Second, the spike in BTC price was entirely local — it was a 6% move within a 24-hour window, followed by a 3% retracement. That’s a standard risk-on reaction to a headline, not a structural shift. Compare this to gold, which gained 3% and held the gain over the following week. The holding power difference tells you which asset is actually absorbing geopolitical risk.
Third, I analyzed the wallet clustering for “Iran-exposed” addresses during this period. The total BTC moved out of these wallets was approximately 1,200 BTC ($50 million) — a meaningful amount but less than 0.1% of daily on-chain volume. If Iranian entities were genuinely fleeing to crypto for wealth preservation, we’d expect a much larger, sustained outflow. The data shows a spike followed by normalization. This was a tactical trade, not a strategic hedge.

Code is law; math is evidence. The math says the crypto market reacted to the Iran news the same way it reacts to any geopolitical shock: a brief pump from speculative capital, followed by mean reversion. The safe-haven narrative is a marketing story, not an on-chain truth.
Takeaway: What to Watch Next Week
The real signal is not the price move but the structural shifts in liquidity. The $280 million stablecoin inflow to exchanges is still sitting there. It hasn’t been deployed into spot positions. That’s dry powder waiting for a catalyst. If the Strait of Hormuz sees any actual disruption, that capital will likely flow into BTC and ETH within minutes. But if the situation de-escalates, that same capital will rotate back into staking yields or DeFi lending.

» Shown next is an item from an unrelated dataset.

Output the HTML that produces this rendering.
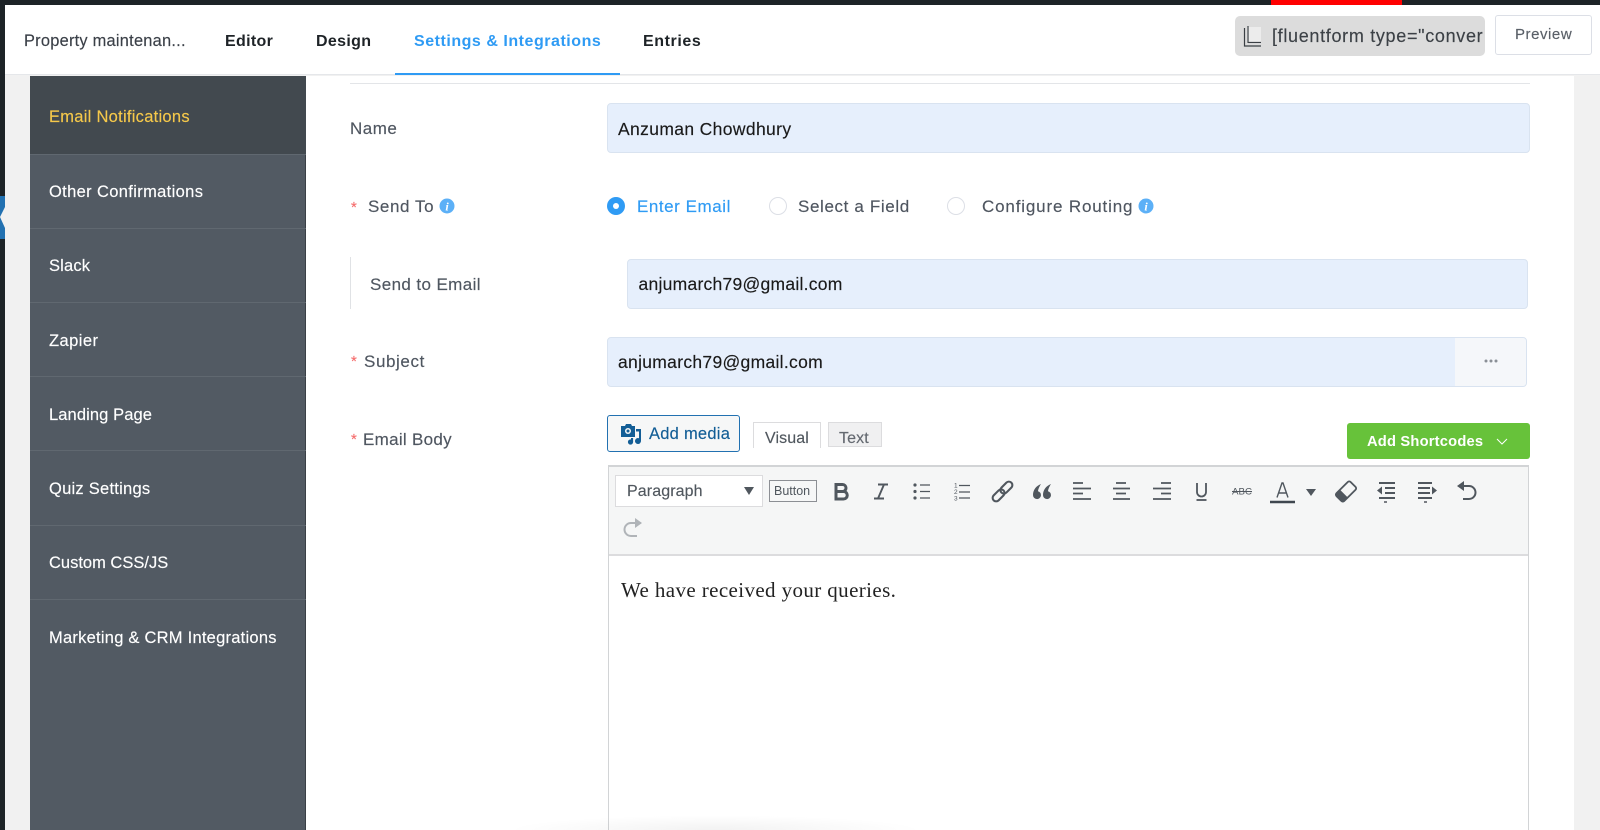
<!DOCTYPE html>
<html><head><meta charset="utf-8"><title>Email Notifications</title>
<style>
html,body{margin:0;padding:0;background:#f1f1f1}
#p{position:relative;width:1600px;height:830px;overflow:hidden;background:#f1f1f1;font-family:"Liberation Sans",sans-serif;color:#555d66;filter:blur(.3px)}
#p div,#p span.t{position:absolute;box-sizing:border-box}
.t{white-space:nowrap;line-height:20px;font-size:17px;-webkit-text-stroke:.15px currentColor}
.b{font-weight:bold;color:#1e2327;font-size:16px;-webkit-text-stroke:0}
.s{color:#fff;font-size:16.5px;left:49px}
.l{color:#4f5660;font-size:17px}
.in{background:#e6effc;border:1px solid #d9e3f0;border-radius:4px}
.v{color:#1a1a1a;font-size:17.5px}
.r{color:#f56c6c;font-size:15px}
.sep{left:30px;width:276px;height:1px;background:#606870}
svg{position:absolute;overflow:visible}
</style></head><body><div id="p">
<div style="left:0;top:0;width:1600px;height:5px;background:#1d2327"></div>
<div style="left:1271px;top:0;width:131px;height:5px;background:#f00"></div>
<div style="left:0;top:0;width:5px;height:830px;background:#1d2327"></div>
<div style="left:0;top:196px;width:5px;height:43px;background:#2271b1"></div>
<svg style="left:0;top:0" width="6" height="830"><path d="M5 207L0 217L5 228Z" fill="#f1f1f1"/></svg>

<div style="left:5px;top:5px;width:1595px;height:70px;background:#fff;border-bottom:1px solid #e5e7ea"></div>
<span class="t" style="left:24px;top:31px;font-size:16.4px;color:#3b4048;letter-spacing:.24px">Property maintenan...</span>
<span class="t b" style="left:225px;top:32px;letter-spacing:.33px">Editor</span>
<span class="t b" style="left:316px;top:32px;letter-spacing:.33px">Design</span>
<span class="t b" style="left:414px;top:32px;color:#2f9bf4;letter-spacing:.53px">Settings &amp; Integrations</span>
<span class="t b" style="left:643px;top:32px;letter-spacing:.58px">Entries</span>
<div style="left:395px;top:73px;width:225px;height:2px;background:#2f9bf4"></div>

<div style="left:1235px;top:16px;width:250px;height:40px;background:#dcdcdc;border-radius:5px"></div>
<svg style="left:1241px;top:25px" width="24" height="24"><rect x="6" y="2" width="14" height="17" fill="#ececec"/><path d="M3.500 3V21H20M7 1V17.500H20" fill="none" stroke="#3a3f44" stroke-width="1.200"/></svg>
<span class="t" style="left:1272px;top:26px;font-size:18px;color:#3c4146;width:212px;overflow:hidden;letter-spacing:.68px">[fluentform type="conver</span>
<div style="left:1495px;top:15px;width:97px;height:40px;background:#fff;border:1px solid #dcdfe6;border-radius:3px"></div>
<span class="t" style="left:1515px;top:25px;font-size:15px;color:#5a6068;letter-spacing:.55px">Preview</span>

<div style="left:30px;top:76px;width:276px;height:754px;background:#525a63;border-right:1px solid #3a4046"></div>
<div style="left:30px;top:76px;width:276px;height:78px;background:#42494f"></div>
<div class="sep" style="top:154px"></div><div class="sep" style="top:228px"></div><div class="sep" style="top:302px"></div><div class="sep" style="top:376px"></div><div class="sep" style="top:450px"></div><div class="sep" style="top:525px"></div><div class="sep" style="top:599px"></div>
<span class="t s" style="top:107px;color:#f5c84a;letter-spacing:.27px">Email Notifications</span>
<span class="t s" style="top:182px;letter-spacing:.35px">Other Confirmations</span>
<span class="t s" style="top:256px;letter-spacing:.17px">Slack</span>
<span class="t s" style="top:331px;letter-spacing:.44px">Zapier</span>
<span class="t s" style="top:405px;letter-spacing:.1px">Landing Page</span>
<span class="t s" style="top:479px;letter-spacing:.25px">Quiz Settings</span>
<span class="t s" style="top:553px">Custom CSS/JS</span>
<span class="t s" style="top:628px;letter-spacing:.24px">Marketing &amp; CRM Integrations</span>

<div style="left:306px;top:76px;width:1268px;height:754px;background:#fff"></div>
<div style="left:350px;top:83px;width:1180px;height:1px;background:#e3e5e8"></div>

<span class="t l" style="left:350px;top:119px;letter-spacing:.5px">Name</span>
<div class="in" style="left:607px;top:103px;width:923px;height:50px"></div>
<span class="t v" style="left:618px;top:119px;letter-spacing:.36px">Anzuman Chowdhury</span>

<span class="t r" style="left:351px;top:198px">*</span>
<span class="t l" style="left:368px;top:197px;letter-spacing:.58px">Send To</span>
<svg style="left:439px;top:198px" width="16" height="16"><circle cx="8" cy="8" r="7.500" fill="#5cb0f7"/><text x="8" y="12.500" text-anchor="middle" font-family="Liberation Serif,serif" font-style="italic" font-weight="bold" font-size="12" fill="#fff">i</text></svg>
<div style="left:607px;top:197px;width:18px;height:18px;border-radius:50%;background:#2f9bf4"></div>
<div style="left:613px;top:203px;width:6px;height:6px;border-radius:50%;background:#fff"></div>
<span class="t" style="left:637px;top:197px;color:#2f9bf4;letter-spacing:.55px">Enter Email</span>
<div style="left:769px;top:197px;width:18px;height:18px;border-radius:50%;border:1px solid #dcdfe6;background:#fff"></div>
<span class="t l" style="left:798px;top:197px;letter-spacing:.63px">Select a Field</span>
<div style="left:947px;top:197px;width:18px;height:18px;border-radius:50%;border:1px solid #dcdfe6;background:#fff"></div>
<span class="t l" style="left:982px;top:197px;letter-spacing:.84px">Configure Routing</span>
<svg style="left:1138px;top:198px" width="16" height="16"><circle cx="8" cy="8" r="7.500" fill="#5cb0f7"/><text x="8" y="12.500" text-anchor="middle" font-family="Liberation Serif,serif" font-style="italic" font-weight="bold" font-size="12" fill="#fff">i</text></svg>

<div style="left:350px;top:257px;width:1px;height:52px;background:#e0e2e5"></div>
<span class="t l" style="left:370px;top:275px;letter-spacing:.39px">Send to Email</span>
<div class="in" style="left:627px;top:259px;width:901px;height:50px"></div>
<span class="t v" style="left:638.500px;top:274px;letter-spacing:.26px">anjumarch79@gmail.com</span>

<span class="t r" style="left:351px;top:352px">*</span>
<span class="t l" style="left:364px;top:352px;letter-spacing:.6px">Subject</span>
<div class="in" style="left:607px;top:337px;width:920px;height:50px;overflow:hidden"><div style="right:0;top:0;width:71px;height:48px;background:#f5f7fa"></div></div>
<span class="t v" style="left:618px;top:352px;letter-spacing:.3px">anjumarch79@gmail.com</span>
<svg style="left:1483px;top:358px" width="18" height="6"><g fill="#8a8f96"><circle cx="3" cy="3" r="1.500"/><circle cx="8" cy="3" r="1.500"/><circle cx="13" cy="3" r="1.500"/></g></svg>

<span class="t r" style="left:351px;top:430px">*</span>
<span class="t l" style="left:363px;top:430px;letter-spacing:.3px">Email Body</span>

<div style="left:607px;top:415px;width:133px;height:37px;background:#f6f7f7;border:1px solid #2271b1;border-radius:3px"></div>
<svg style="left:619px;top:423px" width="24" height="24" fill="#135e96"><path d="M2 3h4l1-2h5l1 2h3v11H2z" fill-rule="evenodd"/><circle cx="9" cy="8" r="3" fill="#f6f7f7"/><circle cx="9" cy="8" r="1.500"/><path d="M17 6h5v12a3 3 0 1 1-2-2.800V8.500h-3z"/><circle cx="11.500" cy="19" r="2.600"/><path d="M12 15h2.100v4h-2.100z"/></svg>
<span class="t" style="left:649px;top:424px;font-size:16.500px;color:#135e96;letter-spacing:.25px">Add media</span>
<div style="left:753px;top:422px;width:68px;height:26px;background:#fff;border:1px solid #dcdcde;border-bottom:0"></div>
<span class="t" style="left:765px;top:428.500px;font-size:16px;color:#50575e;letter-spacing:.1px">Visual</span>
<div style="left:828px;top:422px;width:54px;height:25px;background:#f0f0f1;border:1px solid #dcdcde"></div>
<span class="t" style="left:839px;top:428.500px;font-size:16px;color:#646970;letter-spacing:.1px">Text</span>

<div style="left:1347px;top:423px;width:183px;height:36px;background:#67c23a;border-radius:3px"></div>
<span class="t" style="left:1367px;top:431.500px;font-size:14.700px;font-weight:bold;color:#fff;letter-spacing:.2px;-webkit-text-stroke:0">Add Shortcodes</span>
<svg style="left:1496px;top:438px" width="12" height="7"><path d="M1 1L6 6L11 1" fill="none" stroke="#fff" stroke-width="1"/></svg>

<div style="left:608px;top:465px;width:921px;height:370px;background:#fff;border:1px solid #d2d4d6;border-width:2px 1px 1px 1px"></div>
<div style="left:609px;top:467px;width:919px;height:89px;background:#f5f6f6;border-bottom:2px solid #dcdcde"></div>
<div style="left:615px;top:475px;width:148px;height:32px;background:#fff;border:1px solid #dcdcde"></div>
<span class="t" style="left:627px;top:481.500px;font-size:16px;color:#50575e;letter-spacing:.1px">Paragraph</span>
<svg style="left:744px;top:487px" width="11" height="9"><path d="M0 0H10L5 8Z" fill="#50575e"/></svg>
<div style="left:769px;top:480px;width:48px;height:22px;border:1px solid #8c8f94;background:#f6f7f7"></div>
<span class="t" style="left:774px;top:481px;font-size:12.500px;color:#50575e;-webkit-text-stroke:0">Button</span>

<svg style="left:820px;top:470px" width="680" height="40" fill="none" stroke="#50575e">
<path d="M16 14.500h6.500a3.500 3.500 0 0 1 0 7h-6.500zM16 21.500h7.500a3.700 3.700 0 0 1 0 7.500h-7.500z" stroke-width="3"/>
<path d="M58 14.500h10M54 28.500h10M64 14.500L58 28.500" stroke-width="1.900"/>
<g fill="#50575e" stroke="none"><circle cx="95" cy="15" r="1.600"/><circle cx="95" cy="21.500" r="1.600"/><circle cx="95" cy="28" r="1.600"/></g>
<path d="M100 15h10M100 21.500h10M100 28h10" stroke-width="1.300"/>
<g font-family="Liberation Sans,sans-serif" font-size="6.500" fill="#50575e" stroke="none"><text x="134" y="17.500">1</text><text x="134" y="24">2</text><text x="134" y="30.500">3</text></g>
<path d="M139 15.500h11M139 22h11M139 28h11" stroke-width="1.300"/>
<g transform="translate(182.500 21.500) rotate(-45)" stroke-width="2.100"><rect x="-12.500" y="-3.500" width="14" height="7" rx="3.500"/><rect x="-1.500" y="-3.500" width="14" height="7" rx="3.500"/></g>
<path d="M221 14C216 16 213 20 213 25a4 4 0 1 0 5-3.800C218 20 219 17 221 14zM231 14C226 16 223 20 223 25a4 4 0 1 0 5-3.800C228 20 229 17 231 14z" fill="#50575e" stroke="none"/>
<path d="M253 13h10M253 18.500h18M253 23.500h10M253 29h18" stroke-width="1.800"/>
<path d="M296 13h10M293 18.500h17M296 23.500h10M293 29h17" stroke-width="1.800"/>
<path d="M341 13h10M333 18.500h18M341 23.500h10M333 29h18" stroke-width="1.800"/>
<path d="M377 13v9a4.500 4.500 0 0 0 9 0v-9" stroke-width="1.800"/><path d="M376.500 30h10" stroke-width="1.800"/>
<text x="412" y="24.500" font-family="Liberation Sans,sans-serif" font-size="9.500" fill="#50575e" stroke="none" textLength="20" lengthAdjust="spacingAndGlyphs">ABC</text>
<path d="M412 21.500h20" stroke-width=".9"/>
<path d="M457 27.500L462 13h1L468 27.500M459 23h8" stroke-width="1.400"/>
<path d="M450 32h25" stroke-width="2.600" stroke="#3f474f"/>
<path d="M486 19h10L491 26Z" fill="#50575e" stroke="none"/>
<g transform="translate(526 21.500) rotate(45)"><rect x="-5.500" y="-10" width="11" height="20" rx="2" stroke-width="1.800"/><rect x="-5.500" y="3" width="11" height="7" fill="#50575e" stroke="none"/></g>
<path d="M559 13h16M565 18h10M565 23h10M559 28h16" stroke-width="2"/><path d="M557 20.500l5-4v8z" fill="#50575e" stroke="none"/><path d="M564 32h3" stroke-width="1.500"/>
<path d="M598 13h14M598 18h12M598 23h12M598 28h14" stroke-width="2"/><path d="M617 20.500l-5-4v8z" fill="#50575e" stroke="none"/><path d="M604 32h3" stroke-width="1.500"/>
<path d="M639 16h10a6 6 0 0 1 0 13h-6" stroke-width="2"/><path d="M644 11l-7 5 7 5z" fill="#50575e" stroke="none"/>
</svg>
<svg style="left:621px;top:518px" width="24" height="20" fill="none" stroke="#b0b4b8"><path d="M20 5h-10a6 6 0 0 0 0 13h6" stroke-width="2"/><path d="M14 0l7 5-7 5z" fill="#b0b4b8" stroke="none"/></svg>

<span class="t" style="left:621px;top:580px;font-size:21px;font-family:'Liberation Serif',serif;color:#222;letter-spacing:.39px;-webkit-text-stroke:0">We have received your queries.</span>

<div style="left:505px;top:815px;width:420px;height:15px;background:radial-gradient(ellipse at 50% 100%,rgba(0,0,0,.05),rgba(0,0,0,0) 70%)"></div>
</div></body></html>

I’ll be watching three on-chain metrics this week: 1. The activity of Cluster O-7 (if it starts moving larger amounts, escalation is real). 2. Net stablecoin outflow from exchanges (if it reverses, the speculative capital is leaving). 3. The funding rate on ETH perpetuals (if it turns strongly positive, leverage is building).
The next escalation signal will come from the on-chain data, not the news cycle. Follow the gas. Always.